Asymptotic Complexity

  • Insert\Delete: $O(\log_{2}n)$
  • Search: $O(\log_{2}n)$
  • Enumerate: $O(n + \log_{2}n)$
  • Min: $O(\log_{2}n)$
  • Max: $O(\log_{2}n)$
  • Predecessor: $O(\log_{2}n)$
  • Successor: $O(\log_{2}n)$
  • Select: $O(\log_{2}n)$
  • Rank: $O(\log_{2}n)$

Pseudo Code

insert:
    node: tree node to start from
    item: item to insert

    if item is less than node:
        if node->left is NULL:
            node->left = item
            return
        else
            insert(node->left, item)
    else
        if node->right is NULL:
            node->right = item
            return
        else
            InsertNode(node->right, item)

delete:
    node: tree node to start from
    item: item to insert - item will have exactly 0, 1, or 2 children

    if item has 0 children:
        delete pointer to item in parent node
        delete item

    if item has 1 child:
        update item->parent to point to child instead of item
        update child->parent to item->parent
        delete item

    // item has 2 children
    largest_left = largest item in the left subtree
    delete largest_left from tree
    replace item with largest_left

search:
    node: tree node to start from
    item: item to insert - item will have exactly 0, 1, or 2 children

    if item equal node:
        return node

    if item is less than node:
        search(node->left, item)

    // item must be greater than b/c it's not equal or less
    search(node->right, item)

enumerate:
    node: tree node to start from

    enumerate(node->left)
    output node
    enumerate(node->right)

min:
    node: tree node to start from

    if node->left == NULL:
        return node

    return min(node->left)

max:
    node: tree node to start from

    if node->right == NULL:
        return node

    return min(node->right)

predecessor:
    item: item to find predecessor of

    if item->left is not NULL:
        return max(item->left)

    return first parent of item that is less than item

successor:
    item: item to find successor of

    if item->right is not NULL:
        return min(item->right)

    return first parent of item that is greater than item

select:
    node: tree node to start from
    index: index of the item to select

    left = number of items in left subtree

    if left equals index:
        return node

    if index is less than left:
        return select(node->left, index)

    return select(node->right, index - left - 1)

rank:
    node: tree node to start from
    item: item to find rank for
    offset: accumulative offset of the index

    left = number of items in left subtree

    if node equals item:
        return left + offset

    if node < item:
        return rank(node->left, item, offset)

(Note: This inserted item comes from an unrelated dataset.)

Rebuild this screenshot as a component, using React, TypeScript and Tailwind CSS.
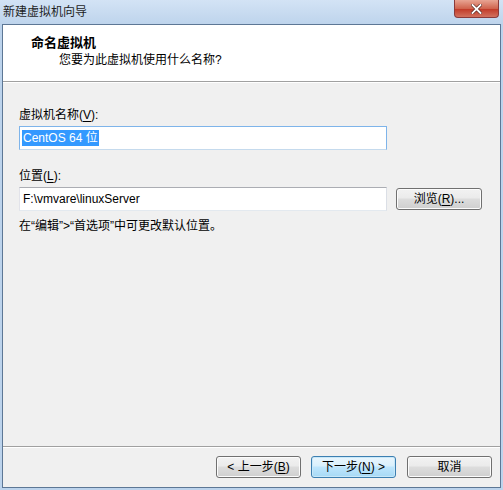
import type { ReactNode } from 'react';

const font = { fontFamily: '"Liberation Sans", "Noto Sans CJK SC", sans-serif' };

function Key({ children }: { children: ReactNode }) {
  return <span className="underline underline-offset-2">{children}</span>;
}

function Button({ children, primary, className }: { children: ReactNode; primary?: boolean; className?: string }) {
  return (
    <button
      className={
        'flex h-[22px] items-center justify-center rounded-[3px] border text-[12px] leading-none text-black ' +
        (primary
          ? 'border-[#3c7fb1] bg-[linear-gradient(#eaf6fd_0%,#d9f0fc_45%,#bee6fd_50%,#a7d9f5_100%)] shadow-[inset_0_0_0_1px_#c8e8f9] '
          : 'border-[#707070] bg-[linear-gradient(#f2f2f2_0%,#ebebeb_45%,#dddddd_50%,#cfcfcf_100%)] shadow-[inset_0_0_0_1px_#fcfcfc] ') +
        (className ?? '')
      }
    >
      {children}
    </button>
  );
}

export default function App() {
  return (
    <div style={font} className="flex h-[490px] w-[503px] flex-col bg-[#bcd3ec] text-[12px] text-black">
      {/* title bar */}
      <div className="relative flex h-[24px] items-center bg-[linear-gradient(#d3e3f5,#bed4ec)] pl-[3px]">
        <span className="text-[12px] leading-none text-[#1e1e1e]">新建虚拟机向导</span>
        <div className="absolute right-[4px] top-0 flex h-[18px] w-[45px] items-center justify-center rounded-b-[4px] border border-t-0 border-[#8a3a3a] bg-[linear-gradient(#e8a493,#d0644e_50%,#c23c2a_55%,#d2715e)]">
          <svg width="11" height="10" viewBox="0 0 11 10">
            <path d="M1.5 1 L9.5 9 M9.5 1 L1.5 9" stroke="#5a2a24" strokeWidth="3.2" strokeLinecap="square" />
            <path d="M1.5 1 L9.5 9 M9.5 1 L1.5 9" stroke="#ffffff" strokeWidth="1.8" strokeLinecap="square" />
          </svg>
        </div>
      </div>

      {/* client area */}
      <div className="mx-[2px] mb-[2px] flex flex-1 flex-col border border-[#5d7795] bg-[#f0f0f0]">
        <div className="flex h-[57px] flex-col border-b border-[#a0a0a0] bg-white pl-[28px] pt-[10px]">
          <div className="text-[13px] font-bold leading-[16px]">命名虚拟机</div>
          <div className="pl-[28px] pt-[1px] text-[12px] leading-[16px]">您要为此虚拟机使用什么名称?</div>
        </div>

        <div className="flex flex-1 flex-col border-t border-white px-[16px] pt-[24px]">
          <div className="leading-[16px]">
            虚拟机名称(<Key>V</Key>):
          </div>
          <div className="mt-[3px] flex h-[24px] w-[368px] items-center border border-[#7eb4ea] border-b-[#c5daed] bg-white px-[2px]">
            <span className="bg-[#3399ff] px-[1px] leading-[16px] text-white">CentOS 64 位</span>
          </div>

          <div className="mt-[18px] leading-[16px]">
            位置(<Key>L</Key>):
          </div>
          <div className="mt-[3px] flex items-center gap-[9px]">
            <div className="flex h-[24px] w-[368px] items-center border border-[#abadb3] border-b-[#e3e9ef] border-l-[#e2e3ea] border-r-[#dbdfe6] bg-white px-[3px] leading-[16px]">
              F:\vmvare\linuxServer
            </div>
            <Button className="w-[86px]">
              浏览(<Key>R</Key>)...
            </Button>
          </div>

          <div className="mt-[7px] leading-[16px]">在“编辑”&gt;“首选项”中可更改默认位置。</div>
        </div>

        {/* footer */}
        <div className="flex h-[41px] items-start justify-end gap-[10px] border-t border-[#a0a0a0] pr-[8px] pt-[9px] shadow-[inset_0_1px_0_#ffffff]">
          <Button className="w-[85px]">
            &lt; 上一步(<Key>B</Key>)
          </Button>
          <Button primary className="w-[85px]">
            下一步(<Key>N</Key>) &gt;
          </Button>
          <Button className="ml-[1px] w-[85px]">取消</Button>
        </div>
      </div>
    </div>
  );
}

    return rank(node->right, item, offset + left + 1)
    

The delete operation in the pseudo code above can be a bit tricky to understand without a visual. There are three possible paths a delete operation can take:

  1. The node to delete has no children (leaf node)
  2. The node to delete has a single child
  3. The node to delete has two children

The image below depicts each path graphically.

Binary Tree Delete

Source Code

Full Repo

Relevant Files:

Click here for build and run instructions

Advantages

  • Search: Optimized for quick search operations
  • Insert\Delete: Although slower then linked list, considerably faster than arrays.
  • Utility: The most utility of any data other list data structure

Disadvantages

  • Memory: Each item maintains two additional pointers. The total size of a binary tree is the sum of the items plus the size of the pointers times the number of items.
  • Cache Optimized: It is possible to create a binary tree with poor spatial locality which can have profound performance implications. See the Memory Cache Hierarchy section for more details.
  • Maintains Order: The order in which items are inserted is lost
  • Complexity: The most complex list data structure.
  1. While this is technically only a linear run time, array insert/delete operations require reallocating larger/smaller chunks of memory and rearranging existing data. Therefore, the constant factors hidden by big O notation are significant.